What Mercedes, Jeep and Ford, among others, care more about is: "Does this do something for us that is a value to promulgate the brand?" said Martin Brochstein, senior vice president of Licensing International.
"It's the beginning of building a relationship with the child," he added. "And from the parent's perspective, it's 'Hey, I'm able to give my kid a Mercedes.' In that sense, it connects the adults to the brand even more tightly."
Wide range of prices
Basic pedal-powered or push-powered rides sell for less than $100. At the luxury end, consider a Jaguar gasoline-powered version from FAO Schwarz for $10,000. But the Jag is far and away the exception: Most of the electric products, sold through stores including Walmart and Target and from Amazon online, cost $300 to $400.
While some parents consider ride-on toys a rather innocuous excursion for tots, others take a different view.
"Electric toy vehicles are much more than mindless playthings," said Neve Spicer, founder of We the Parents, a website that reviews gear for children. Electric ride-ons, she said, "can offer rich learning opportunities, especially in the hands of a parent who is mad about mechanics."

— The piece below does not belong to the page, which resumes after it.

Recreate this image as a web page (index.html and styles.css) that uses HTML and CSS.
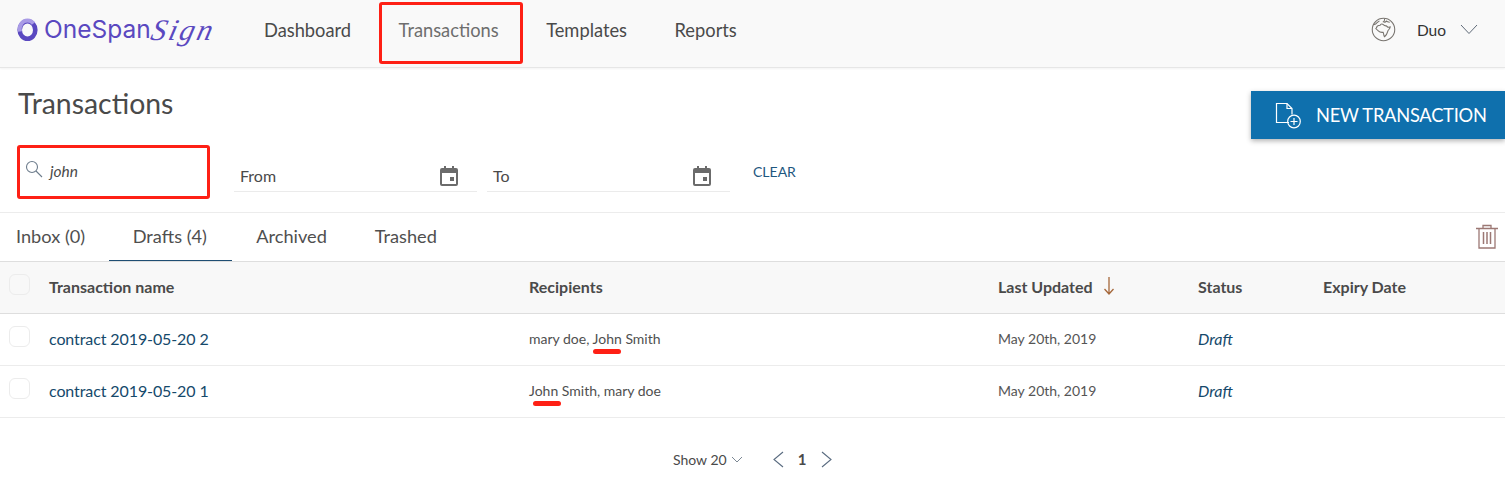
FILE: index.html
```html
<!DOCTYPE html>
<html lang="en">
<head>
<meta charset="utf-8">
<title>Transactions</title>
<link rel="stylesheet" href="styles.css">
</head>
<body>
<header class="topbar">
  <div class="logo">
    <svg class="logo-mark" width="21" height="24" viewBox="0 0 21 24"><ellipse cx="10.500" cy="12" rx="7.800" ry="8.800" fill="none" stroke="#5a48c0" stroke-width="4.600"/><path d="M3 13.500C1.800 7 5.500 2.500 10.500 2.500c2.500 0 4.500 1 6 3" fill="none" stroke="#a99be6" stroke-width="4"/></svg>
    <span class="logo-word">OneSpan</span><span class="logo-script">Sign</span>
  </div>
  <nav class="nav">
    <a class="nav-link">Dashboard</a>
    <a class="nav-link nav-active">Transactions<span class="mark mark-nav"></span></a>
    <a class="nav-link">Templates</a>
    <a class="nav-link">Reports</a>
  </nav>
  <div class="user">
    <svg width="25" height="25" viewBox="0 0 26 26" fill="none" stroke="#77736e" stroke-width="1.100"><circle cx="13" cy="13" r="11.700"/><path d="M5.500 11.500C6 9.500 8 8.500 9.500 8.500c.8-1.500 2.300-1.500 3.300-.6.700.8 1.800 1.400 2.900 1.300 1 .5 1.300 1.500 2.600 1.500l1.700-.4c-.2 1.800-1.500 2.700-2.300 3.800-.6 2-1.400 5-3.700 6.400-1-1.500-.6-3.200-1.400-4.600-1.700.2-3.700-.1-5-1.500-.9-.8-2-1.600-2.600-2.400z"/><path d="M14 1.800c.8 1.400-.2 2.400-1.200 3.200 1.200.6 2.600.2 3.300-.7.800 1 2.100 1 3.400 1.100M2.800 8c1.500-.2 2.800-1 3.700-2.300.7-.6 1.500-1 2.300-1.600"/></svg>
    <span class="user-name">Duo</span>
    <svg width="18" height="11" viewBox="0 0 18 11" fill="none" stroke="#5f6a78" stroke-width="1"><path d="M1 1l8 8.500 8-8.500"/></svg>
  </div>
</header>

<section class="title-row">
  <h1 class="title">Transactions</h1>
  <button class="new-btn">
    <svg width="27" height="27" viewBox="0 0 27 27" fill="none" stroke="#fff" stroke-width="1.200"><path d="M14 20.500H1.500V1.500H12l5 5v6"/><path d="M12 1.500v5h5"/><circle cx="19" cy="19.500" r="6.300"/><path d="M19 16v7M15.500 19.500h7"/></svg>
    <span>NEW TRANSACTION</span>
  </button>
</section>

<section class="filters">
  <div class="search">
    <svg width="18" height="18" viewBox="0 0 18 18" fill="none" stroke="#6d7c8c" stroke-width="1.100"><circle cx="7" cy="7" r="5.500"/><path d="M11 11l6 6"/></svg>
    <span class="search-text">john</span>
    <span class="mark mark-search"></span>
  </div>
  <div class="date date-from">
    <span>From</span>
    <svg class="cal" width="18" height="20" viewBox="0 0 18 20"><path fill="#6b6b6b" d="M4 0h2v2h6V0h2v2h2a2 2 0 0 1 2 2v14a2 2 0 0 1-2 2H2a2 2 0 0 1-2-2V4a2 2 0 0 1 2-2h2zM2 7v11h14V7zm8 4h4v4h-4z"/></svg>
  </div>
  <div class="date date-to">
    <span>To</span>
    <svg class="cal" width="18" height="20" viewBox="0 0 18 20"><path fill="#6b6b6b" d="M4 0h2v2h6V0h2v2h2a2 2 0 0 1 2 2v14a2 2 0 0 1-2 2H2a2 2 0 0 1-2-2V4a2 2 0 0 1 2-2h2zM2 7v11h14V7zm8 4h4v4h-4z"/></svg>
  </div>
  <a class="clear">CLEAR</a>
</section>

<section class="tabs">
  <a class="tab tab-first">Inbox (0)</a>
  <a class="tab tab-active">Drafts (4)</a>
  <a class="tab">Archived</a>
  <a class="tab">Trashed</a>
  <svg class="trash" width="22" height="25" viewBox="0 0 22 25" fill="none" stroke="#9c7874" stroke-width="1.300"><path d="M0 4.500h22M7 4.500V1.500h8v3M3 4.500v19.500h16V4.500"/><path d="M7.500 8v12M11 8v12M14.500 8v12" stroke-width="1.500"/></svg>
</section>

<section class="table">
  <div class="row head">
    <span class="check"></span>
    <span>Transaction name</span>
    <span>Recipients</span>
    <span class="sort">Last Updated
      <svg width="12" height="18" viewBox="0 0 12 18" fill="none" stroke="#a5673a" stroke-width="1.300"><path d="M6 0v16.500M1.500 12L6 17l4.500-5"/></svg>
    </span>
    <span>Status</span>
    <span>Expiry Date</span>
  </div>
  <div class="row">
    <span class="check"></span>
    <a class="name">contract 2019-05-20 2</a>
    <span class="people">mary doe, <span class="hit">John<span class="mark mark-hit"></span></span> Smith</span>
    <span class="when">May 20th, 2019</span>
    <em class="state">Draft</em>
    <span></span>
  </div>
  <div class="row">
    <span class="check"></span>
    <a class="name">contract 2019-05-20 1</a>
    <span class="people"><span class="hit">John<span class="mark mark-hit mark-hit-shift"></span></span> Smith, mary doe</span>
    <span class="when">May 20th, 2019</span>
    <em class="state">Draft</em>
    <span></span>
  </div>
</section>

<footer class="pager">
  <span class="show">Show 20</span>
  <svg class="show-caret" width="12" height="7" viewBox="0 0 12 7" fill="none" stroke="#7c8894" stroke-width="1"><path d="M1 1l5 5 5-5"/></svg>
  <svg class="arrow-left" width="12" height="17" viewBox="0 0 12 17" fill="none" stroke="#5a6c80" stroke-width="1.100"><path d="M11 1L2 8.500l9 7.500"/></svg>
  <strong class="page">1</strong>
  <svg class="arrow-right" width="12" height="17" viewBox="0 0 12 17" fill="none" stroke="#5a6c80" stroke-width="1.100"><path d="M1 1l9 7.500L1 16"/></svg>
</footer>
</body>
</html>
```
FILE: styles.css
```css
* { box-sizing: border-box; }
html, body { margin: 0; padding: 0; }
body {
  font-family: Lato, "Liberation Sans", sans-serif;
  color: #4a4a4a;
  background: #fff;
  width: 1505px;
  height: 488px;
  overflow: hidden;
}
.topbar {
  height: 68px;
  background: #f9f9f9;
  border-bottom: 1px solid #e6e6e6;
  box-shadow: 0 1px 2px rgba(0,0,0,.05);
  display: flex;
  align-items: center;
  padding: 0 27px 8px 17px;
}
.logo { width: 247px; display: flex; align-items: center; color: #5a48c0; }
.logo-mark { margin-right: 6px; flex: none; }
.logo-word { font-family: Inter, sans-serif; font-size: 24.500px; font-weight: 400; line-height: 1; }
.logo-script { display: inline-block; font-family: "Liberation Serif", serif; font-style: italic; font-size: 30px; line-height: 1; margin-left: 1px; letter-spacing: 2.500px; transform: skewX(-14deg); }
.nav { display: flex; gap: 47.500px; font-size: 18.300px; }
.nav-link { color: #4a4a4a; }
.nav-active { color: #6e6e6e; position: relative; }
.mark { position: absolute; pointer-events: none; }
.mark-nav { left: -20px; top: -17px; width: 144px; height: 62px; border: 3px solid #fe2015; border-radius: 3px; }
.user { margin-left: auto; display: flex; align-items: center; font-size: 15.500px; color: #333; }
.user-name { margin: 0 14px 0 21px; }
.title-row { display: flex; justify-content: space-between; align-items: flex-start; height: 71px; }
.title { margin: 17px 0 0 18px; font-size: 28.400px; font-weight: 400; line-height: 36px; color: #4a4a4a; }
.new-btn {
  margin-top: 23px;
  width: 254px;
  height: 48px;
  border: 0;
  background: #0f70ad;
  color: #fff;
  font: 400 18.300px Lato, sans-serif;
  letter-spacing: -.25px;
  display: flex;
  align-items: center;
  gap: 14px;
  padding: 0 0 0 24px;
  box-shadow: 0 2px 5px rgba(0,0,0,.3);
}
.filters { height: 74px; border-bottom: 1px solid #ececec; display: flex; align-items: flex-start; padding-left: 17px; }
.search { width: 193px; height: 54px; margin-top: 6px; position: relative; display: flex; align-items: flex-start; padding: 15px 0 0 8px; gap: 6px; }
.search-text { font-size: 15.500px; font-style: italic; line-height: 21px; margin: 1px 0 0 1px; }
.mark-search { inset: 0; border: 3px solid #fe2015; border-radius: 3px; }
.date { height: 53px; border-bottom: 1px solid #ebebeb; font-size: 16px; display: flex; align-items: flex-end; justify-content: space-between; padding: 0 19px 5px 6px; }
.date span { position: relative; top: -1px; }
.date-from { width: 243px; margin-left: 24px; }
.date-to { width: 243px; margin-left: 10px; }
.clear { margin: 24px 0 0 23px; font-size: 14px; line-height: 17px; color: #1e5780; }
.tabs { height: 49px; border-bottom: 1px solid #dedede; display: flex; font-size: 18.200px; padding-left: 16px; }
.tab { padding: 0 24px; line-height: 47px; height: 48px; color: #4f4f4f; }
.tab-first { padding: 0; margin-right: 23.500px; }
.tab-active { border-bottom: 1px solid #1f4e73; width: 123.500px; }
.trash { margin: 11px 7px 0 auto; }
.row {
  display: grid;
  grid-template-columns: 49px 480px 469px 200px 125px 182px;
  align-items: center;
  height: 52px;
  padding-bottom: 3px;
  border-bottom: 1px solid #ececec;
  font-size: 15px;
}
.head { background: #f8f8f8; font-weight: 700; font-size: 16px; border-bottom: 1px solid #dedede; color: #4a4a4a; }
.check { width: 21px; height: 21px; margin: -3px 0 0 9px; border: 1px solid #ececec; border-radius: 6px; background: #fff; }
.head .check { background: #f8f8f8; }
.sort { display: flex; align-items: center; gap: 10px; }
.name { color: #15496b; font-size: 16px; letter-spacing: -.1px; }
.people { font-size: 14px; color: #4f4f4f; }
.hit { position: relative; }
.mark-hit { left: 0; width: 28px; bottom: -7px; height: 5px; background: #fe2015; border-radius: 3px; }
.mark-hit-shift { left: 4px; }
.when { font-size: 14px; color: #555; }
.state { font-size: 16px; color: #15496b; }
.pager { display: flex; align-items: center; padding: 22px 0 0 673px; font-size: 14px; height: 60px; }
.show { color: #4a4a4a; }
.show-caret { margin-left: 4px; }
.arrow-left { margin-left: 29px; }
.page { margin: 0 15px 0 14px; font-size: 15px; }
```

"Then," she added, "kids can learn some serious engineering and electronics in a very fun way."
Here are some things to consider before investing in a ride-on, according to MacKenzie.
• Safety: There are no governmental safety standards for these toys. Parents are advised to dress youngsters in bike helmets and supervise their travels. Some electric ride-ons come with remotes that allow some form of parental control.
• Age: "We think 3 years is the minimum for an electric ride-on. It may not go fast, but it feels fast to a little kid."
• Size and rider weight: The child's feet must be able to reach the pedals comfortably. Most ride-on products list recommended ages and weights, and whether the toy accommodates more than one rider.